Fast-forward 2 days, and another hour or so worth of drills & maybe 45 min of BP before yesterday’s All Star practice. Kyle went to bat & the infielders prepped for the expected grounders, and he nailed some liners to mid/deep RF. He hit grounders too, but not many of them could be fielded, as they really motored. I noticed the infielders pay closer attention & get their gloves in the “ready” position after a few of those. Kyle nailed one or two opposite field hits to deep LF, and then the coach (who pitches in Senior Mens ball) wanted to challenge him a bit & threw some with more steam. Kyle whiffed at the first few, as expected, but I was pleased to see his swing form looked pretty much as you’d shown (it’s hard to tell when things move so quickly). Kyle tagged some pretty good grounders, and then fired his hardest hit yet: a fastball that went deep to CF and rolled UNDER the 200 ft fence! The coaches were really impressed, and Kyle had another look of absolute delight on his face. When he came in from the box from his last killer hit, I whispered “That was a nice Mankin on that last one!”, and he just smiled. A couple of the fathers noted how well Kyle was tagging the ball, and I just mentioned we’d been practicing his swing a little bit.

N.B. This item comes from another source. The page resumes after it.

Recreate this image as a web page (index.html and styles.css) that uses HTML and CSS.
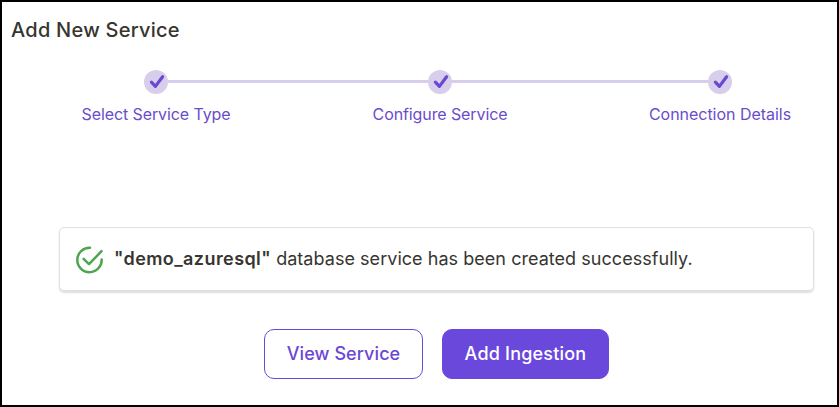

I can’t wait to see how Kyle does in his next game, and I’m now trying to figure out how to simplify things for his 8-year old brother, who will also benefit from the training.
Great work, Jack!! I’m amazed at the difference your methods have made in my son’s hitting in the 3-5 hours we’ve been working on things, and I can’t wait to see how Kyle’s stats improve by the end of the season, once we really “program” his muscle memory with more drills & hitting practice. Bring on the fastballs!!